The Charlottesville, Va., native moved to New Orleans in 1983 and was first elected to the bench in Orleans Parish Juvenile Court eight years later. He retired in 2008.
Taylor earned a bachelor’s degree from Howard University and a juris doctorate from the Southern University Law Center.
While in D.C., Taylor worked pin the U.S. Department of Justice and was instrumental in resolving a situation during which inmates seized control of a detainment area in a federal courthouse and arranged for the release of captive. For that feat, he was honored by the DOJ and on the U.S. Senate floor.
He was also awarded an Earl Warren Legal Scholarship from the NAACP to attend the Southern University Law Center.
While in Baton Rouge, Taylor worked in the U.S. Attorney’s Office and was active in the American Bar Association’s Law Student Division, serving as chairman of the Law Student Division of the ABA’s House of Delegates, its policymaking division.
After graduating from the SULC, he returned to D.C. to work in the DOJ and in the U.S. Department of Housing and Urban Development before relocating to New Orleans in 1983.
Throughout his three decades as a New Orleanian, Judge Taylor served as a mentor to young Black males and sought to raise awareness about the challenges Black youth face in the Crescent City.

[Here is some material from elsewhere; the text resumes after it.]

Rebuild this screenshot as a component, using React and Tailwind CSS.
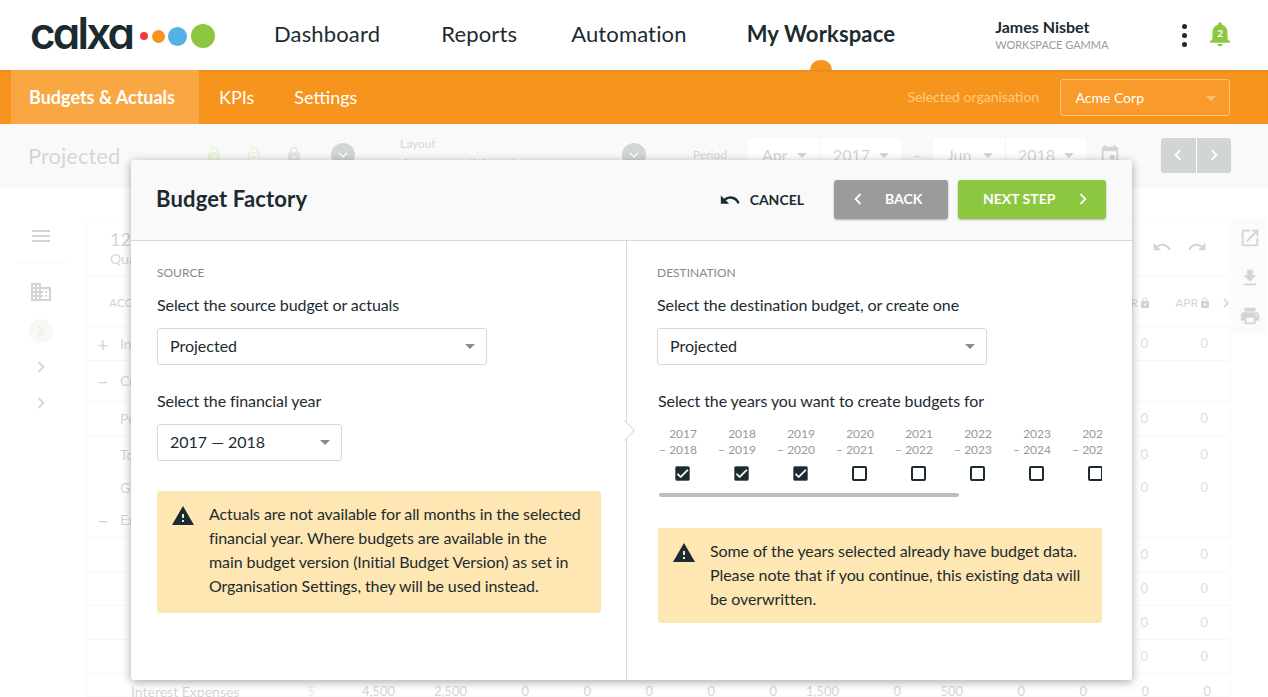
import {
  MdBusiness,
  MdCheck,
  MdChevronLeft,
  MdChevronRight,
  MdEvent,
  MdExpandMore,
  MdFileDownload,
  MdLock,
  MdLockOutline,
  MdMenu,
  MdNotifications,
  MdOpenInNew,
  MdPrint,
  MdRedo,
  MdUndo,
  MdWarning,
} from "react-icons/md";

const years = [
  ["2017", "2018", true],
  ["2018", "2019", true],
  ["2019", "2020", true],
  ["2020", "2021", false],
  ["2021", "2022", false],
  ["2022", "2023", false],
  ["2023", "2024", false],
  ["2024", "2025", false],
];

const bottomValues = ["0", "0", "0", "0", "0", "1,500", "0", "500", "0", "0", "0", "0"];

function Caret({ className }) {
  return (
    <span
      className={`h-0 w-0 border-x-[5px] border-t-[5px] border-x-transparent ${className}`}
    />
  );
}

function Select({ label, width }) {
  return (
    <div
      className={`flex h-[37px] items-center justify-between rounded-[3px] border border-[#d9d9d9] bg-white pb-[2px] pl-[12px] pr-[11px] text-base text-[#1c2b30] ${width}`}
    >
      {label}
      <Caret className="mt-[2px] border-t-[#8a8a8a]" />
    </div>
  );
}

function Warning({ className, children }) {
  return (
    <div className={`flex rounded-[3px] bg-[#ffe7b3] pl-[14px] pt-[11px] text-base leading-6 tracking-[-0.09px] text-[#1c2b30] ${className}`}>
      <MdWarning className="mr-[14px] mt-[2px] shrink-0 text-[24px] text-[#1c2b30]" />
      <p>{children}</p>
    </div>
  );
}

function YearColumn({ from, to, checked }) {
  return (
    <div className="w-[59px] shrink-0">
      <div className="w-[39px] whitespace-nowrap text-right text-xs leading-4 text-[#999]">
        {from}
        <br />– {to}
      </div>
      <div
        className={`ml-[17px] mt-[8px] flex h-[15px] w-[15px] items-center justify-center rounded-[2px] border-2 border-[#1c2b30] ${checked ? "bg-[#1c2b30]" : "bg-white"}`}
      >
        {checked && <MdCheck className="shrink-0 text-[15px] text-white" stroke="currentColor" strokeWidth={1} />}
      </div>
    </div>
  );
}

function Header() {
  return (
    <header className="relative flex h-[70px] shrink-0 items-center bg-white text-[#1c2b30]">
      <div className="ml-[30px] flex w-[186px] items-center">
        <span className="mt-[-4px] font-['Inter',sans-serif] text-[44px] font-semibold leading-none tracking-[-2.8px] [font-feature-settings:'cv11']">
          calxa
        </span>
        <span className="ml-[8px] mt-[2px] h-2 w-2 rounded-full bg-[#ee3a3f]" />
        <span className="ml-[4px] mt-[2px] h-[13px] w-[13px] rounded-full bg-[#f7941e]" />
        <span className="ml-[3px] mt-[2px] h-[19px] w-[19px] rounded-full bg-[#55b0e6]" />
        <span className="ml-[4px] mt-[2px] h-6 w-6 rounded-full bg-[#8dc63f]" />
      </div>
      <nav className="mb-[4px] ml-[58px] flex text-[22px] tracking-[0.15px]">
        <a>Dashboard</a>
        <a className="ml-[61px]">Reports</a>
        <a className="ml-[54px]">Automation</a>
        <a className="ml-[60px] font-bold">My Workspace</a>
      </nav>
      <div className="ml-[100px] w-[170px]">
        <div className="text-base font-bold leading-5">James Nisbet</div>
        <div className="text-[11px] leading-4 text-[#9a9a9a]">WORKSPACE GAMMA</div>
      </div>
      <div className="ml-[17px] flex flex-col gap-[4px]">
        <span className="h-[5px] w-[5px] rounded-full bg-[#1c2b30]" />
        <span className="h-[5px] w-[5px] rounded-full bg-[#1c2b30]" />
        <span className="h-[5px] w-[5px] rounded-full bg-[#1c2b30]" />
      </div>
      <div className="relative ml-[18px] mt-[-2px] flex items-center justify-center">
        <MdNotifications className="text-[30px] text-[#8dc63f]" />
        <span className="absolute top-[7px] text-[10px] font-bold text-white">2</span>
      </div>
      <span className="absolute bottom-0 left-[810px] h-[10px] w-[22px] rounded-t-full bg-[#f7941e]" />
    </header>
  );
}

function OrangeBar() {
  return (
    <div className="flex h-[54px] shrink-0 items-center bg-[#f7941e] pl-[11px] shadow-[inset_0_2px_2px_rgba(0,0,0,0.06)]">
      <div className="flex h-full w-[188px] items-center bg-[#f9a743] pl-[18px] text-lg font-bold text-white">
        Budgets &amp; Actuals
      </div>
      <div className="ml-[20px] text-lg text-white">KPIs</div>
      <div className="ml-[40px] text-lg text-white">Settings</div>
      <div className="ml-[550px] w-[153px] text-sm text-[#ffcc80]">Selected organisation</div>
      <div className="flex h-[37px] w-[170px] items-center justify-between rounded-[3px] border border-[#fcc26f] bg-[#f89b2c] pl-[14px] pr-[13px] pt-[2px] text-sm text-white">
        Acme Corp
        <Caret className="border-t-[#fcc26f]" />
      </div>
    </div>
  );
}

function Toolbar() {
  return (
    <div className="flex h-[64px] shrink-0 items-center bg-[#e2e2e2] pb-[2px] pl-[28px] text-[#1c2b30]">
      <div className="w-[177px] text-[22px]">Projected</div>
      <MdLock className="text-[18px] text-[#8dc63f]" />
      <MdLockOutline className="ml-[22px] text-[18px] text-[#8dc63f]" />
      <MdLock className="ml-[22px] text-[18px] text-[#777]" />
      <span className="ml-[28px] flex h-6 w-6 items-center justify-center rounded-full bg-[#1c2b30] text-white">
        <MdExpandMore className="text-lg" />
      </span>
      <div className="ml-[23px] h-full w-[22px] border-l border-[#cfcfcf]" />
      <div className="w-[222px] pt-[2px]">
        <div className="text-xs">Layout</div>
        <div className="text-base">Accounts/Month</div>
      </div>
      <span className="flex h-6 w-6 items-center justify-center rounded-full bg-[#1c2b30] text-white">
        <MdExpandMore className="text-lg" />
      </span>
      <div className="ml-[18px] h-full w-[29px] border-l border-[#cfcfcf]" />
      <div className="w-[55px] text-xs">Period</div>
      <div className="flex h-[35px] w-[153px] rounded-[3px] bg-white text-base">
        <div className="flex w-[72px] items-center justify-between border-r border-[#ccc] pl-[14px] pr-[12px]">
          Apr <Caret className="border-t-[#1c2b30]" />
        </div>
        <div className="flex flex-1 items-center justify-between pl-[13px] pr-[12px]">
          2017 <Caret className="border-t-[#1c2b30]" />
        </div>
      </div>
      <div className="w-[32px] text-center">–</div>
      <div className="flex h-[35px] w-[153px] rounded-[3px] bg-white text-base">
        <div className="flex w-[73px] items-center justify-between border-r border-[#ccc] pl-[14px] pr-[12px]">
          Jun <Caret className="border-t-[#1c2b30]" />
        </div>
        <div className="flex flex-1 items-center justify-between pl-[12px] pr-[12px]">
          2018 <Caret className="border-t-[#1c2b30]" />
        </div>
      </div>
      <MdEvent className="ml-[13px] text-[22px]" />
      <div className="ml-[40px] flex h-[35px] w-[70px] overflow-hidden rounded-[3px] bg-[#1c2b30] text-white">
        <div className="flex flex-1 items-center justify-center border-r border-white">
          <MdChevronLeft className="text-[22px]" />
        </div>
        <div className="flex flex-1 items-center justify-center">
          <MdChevronRight className="text-[22px]" />
        </div>
      </div>
    </div>
  );
}

function Row({ height, mark, label, values, borderless }) {
  return (
    <div className={`flex shrink-0 items-center text-[#1c2b30] ${borderless ? "" : "border-b border-[#d8d8d8]"} ${height}`}>
      <span className="w-[26px] pl-[10px] text-xl leading-none">{mark}</span>
      <span className="ml-[7px] w-[300px] text-sm">{label}</span>
      {values && (
        <div className="ml-auto flex w-[142px] pr-[21px] text-[13px] text-[#555]">
          <span className="w-[60px] text-right">0</span>
          <span className="w-[60px] text-right">0</span>
        </div>
      )}
    </div>
  );
}

function Workspace() {
  return (
    <div className="flex min-h-0 flex-1 bg-white pt-[30px]">
      <aside className="flex w-[82px] shrink-0 flex-col items-center text-[#1c2b30]">
        <MdMenu className="mt-[6px] text-[24px]" />
        <div className="mt-[14px] h-px w-[50px] bg-[#ddd]" />
        <MdBusiness className="mt-[17px] text-[24px]" />
        <span className="mt-[15px] flex h-6 w-6 items-center justify-center rounded-full bg-[#ddd] text-[#f7941e]">
          <MdChevronRight className="text-[22px]" />
        </span>
        <MdChevronRight className="mt-[13px] text-[22px]" />
        <MdChevronRight className="mt-[14px] text-[22px]" />
      </aside>
      <div className="ml-[4px] w-[1145px] shrink-0 rounded-t-[3px] border border-[#e5e5e5] bg-white">
        <div className="flex h-[58px] items-start border-b border-[#d8d8d8] pl-[23px] pt-[10px] text-[#1c2b30]">
          <div>
            <div className="text-lg leading-5">120 Days</div>
            <div className="text-sm leading-5">Quarter</div>
          </div>
          <div className="ml-auto mr-[23px] mt-[8px] flex gap-[15px] text-xl">
            <MdUndo />
            <MdRedo />
          </div>
        </div>
        <div className="flex h-[50px] items-center border-b border-[#d8d8d8] pl-[22px] pt-[3px] text-xs text-[#1c2b30]">
          ACCOUNT
          <div className="ml-auto mr-[-5px] flex items-center">
            <span>MAR</span>
            <MdLock className="ml-[1px]" />
            <span className="ml-[24px]">APR</span>
            <MdLock className="ml-[1px]" />
            <MdChevronRight className="ml-[6px] text-lg" />
          </div>
        </div>
        <Row height="h-[34px]" mark="+" label="Income" values />
        <Row height="h-[41px]" mark="−" label="Cost of Sales" />
        <Row height="h-[34px]" label="Purchases" values />
        <Row height="h-[37px]" label="Total" values borderless />
        <Row height="h-[30px]" label="Gross Profit" values borderless />
        <Row height="h-[35px]" mark="−" label="Expenses" />
        <Row height="h-[34px]" values />
        <Row height="h-[34px]" values />
        <Row height="h-[34px]" values />
        <Row height="h-[34px]" values />
        <div className="flex h-[34px] items-center pt-[2px] text-[13px] text-[#1c2b30]">
          <span className="ml-[44px] w-[176px] text-sm">Interest Expenses</span>
          <span className="w-[30px] text-[#55b0e6]">$</span>
          <span className="w-[58px] text-right">4,500</span>
          <span className="w-[72px] text-right">2,500</span>
          {bottomValues.map((value, index) => (
            <span key={index} className="w-[62px] text-right">
              {value}
            </span>
          ))}
        </div>
      </div>
      <div className="ml-[1px] w-[35px] shrink-0 text-[#1c2b30]">
        <div className="flex h-[39px] items-center justify-center bg-[#ececec]">
          <MdOpenInNew className="text-[22px]" />
        </div>
        <div className="mt-px flex h-[39px] items-center justify-center bg-[#ececec]">
          <MdFileDownload className="text-[22px]" />
        </div>
        <div className="mt-px flex h-[35px] items-center justify-center bg-[#ececec]">
          <MdPrint className="text-[22px]" />
        </div>
      </div>
    </div>
  );
}

function BudgetFactory() {
  return (
    <div className="absolute left-[131px] top-[160px] flex h-[520px] w-[1001px] flex-col rounded-[3px] bg-white text-[#1c2b30] shadow-[0_2px_10px_rgba(0,0,0,0.35)]">
      <div className="flex h-[81px] shrink-0 items-center rounded-t-[3px] border-b border-[#d9d9d9] bg-[#f9f9f9] pb-[2px] pl-[25px] pr-[26px]">
        <h1 className="mb-[2px] text-[22px] font-bold tracking-[0.15px]">Budget Factory</h1>
        <div className="ml-auto mt-[2px] flex items-center text-sm font-bold">
          <MdUndo className="text-[22px]" />
          <span className="ml-[9px]">CANCEL</span>
        </div>
        <button className="ml-[30px] flex h-[39px] w-[114px] items-center rounded-[3px] bg-[#9b9b9b] pl-[13px] text-sm font-bold text-white shadow-[0_1px_2px_rgba(0,0,0,0.3)]">
          <MdChevronLeft className="text-[22px]" />
          <span className="ml-[16px]">BACK</span>
        </button>
        <button className="ml-[10px] flex h-[39px] w-[148px] items-center rounded-[3px] bg-[#8dc63f] pl-[25px] text-sm font-bold text-white shadow-[0_1px_2px_rgba(0,0,0,0.3)]">
          <span>NEXT STEP</span>
          <MdChevronRight className="ml-[17px] text-[22px]" />
        </button>
      </div>
      <div className="flex min-h-0 flex-1">
        <section className="relative w-[496px] shrink-0 border-r border-[#d9d9d9] pl-[26px] pr-[25px] pt-[24px]">
          <div className="text-xs leading-4 text-[#888]">SOURCE</div>
          <div className="mt-[12px] text-base leading-6 tracking-[-0.09px]">Select the source budget or actuals</div>
          <Select label="Projected" width="mt-[11px] w-[330px]" />
          <div className="mt-[24px] text-base leading-6 tracking-[-0.09px]">Select the financial year</div>
          <Select label="2017 — 2018" width="mt-[11px] w-[185px]" />
          <Warning className="mt-[30px] h-[122px] w-[444px] pr-[18px]">
            Actuals are not available for all months in the selected financial year. Where budgets are
            available in the main budget version (Initial Budget Version) as set in Organisation
            Settings, they will be used instead.
          </Warning>
          <span className="absolute right-[-6px] top-[182px] h-[15px] w-[15px] rotate-45 border-r border-t border-[#d9d9d9] bg-white" />
        </section>
        <section className="min-w-0 flex-1 pl-[30px] pr-[30px] pt-[24px]">
          <div className="text-xs leading-4 text-[#888]">DESTINATION</div>
          <div className="mt-[12px] text-base leading-6 tracking-[-0.09px]">Select the destination budget, or create one</div>
          <Select label="Projected" width="mt-[11px] w-[330px]" />
          <div className="mt-[24px] pl-px text-base leading-6 tracking-[-0.09px]">Select the years you want to create budgets for</div>
          <div className="ml-px mt-[13px] w-[444px] overflow-hidden">
            <div className="flex">
              {years.map(([from, to, checked]) => (
                <YearColumn key={from} from={from} to={to} checked={checked} />
              ))}
            </div>
            <div className="ml-px mt-[12px] h-1 w-[300px] rounded-full bg-[#bdbdbd]" />
          </div>
          <Warning className="ml-px mt-[31px] h-[95px] w-[444px] pr-[12px]">
            Some of the years selected already have budget data. Please note that if you continue, this
            existing data will be overwritten.
          </Warning>
        </section>
      </div>
    </div>
  );
}

export default function App() {
  return (
    <div className="relative flex h-[697px] flex-col overflow-hidden bg-white font-['Lato',sans-serif]">
      <Header />
      <OrangeBar />
      <Toolbar />
      <Workspace />
      <div className="absolute inset-x-0 bottom-0 top-[124px] bg-white/80" />
      <BudgetFactory />
    </div>
  );
}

He sat on the boards of the City Park Improvement Association, Each One Save One, the Velocity Foundation, the Boys & Girls Club of Greater New Orleans, the Holman Vocational Center and the Orleans Parish School Board Derham School Community Resource Center as well as on the advisory board of the NO/AIDS Task Force.
Taylor taught part-time at Xavier and was a member of 100 Black Men, the Louis B. Martinet Legal Society, Jack & Jill of America, the Louisiana Supreme Court’s Task Force on Racial and Ethnic Fairness in the Courts, the Louisiana Commission on Law Enforcement and the Administration of Criminal Justice, Omega Psi Phi Fraternity Inc. and the National, American and Louisiana bar associations.
He was named an outstanding alumnus by the Southern University Law Center and was the recipient of the American Bar Association’s Silver Key Award, the Outstanding Jurist Award from Citizens and Victims Against Crime of Greater New Orleans, the Alliance for Good Government’s Herbert Hoover Eddington Award and the Lawman of the Year Award from Kiwanis International’s Big Easy chapter.
C. Hearn Taylor is survived by his wife, Janice Chenier Taylor; a daughter, Chenier Hearn Taylor of New York City’ a brother, William Roscoe Taylor III of Rockville, MD.; and a sister, Marilyn Taylor Edwards of New Orleans, La.
A Mass of Christian burial was held Friday at St. Anthony of Padua Church in New Orleans, preceded by visitation and a remembrance service on Thursday at D. W. Rhodes Funeral Home Chapel.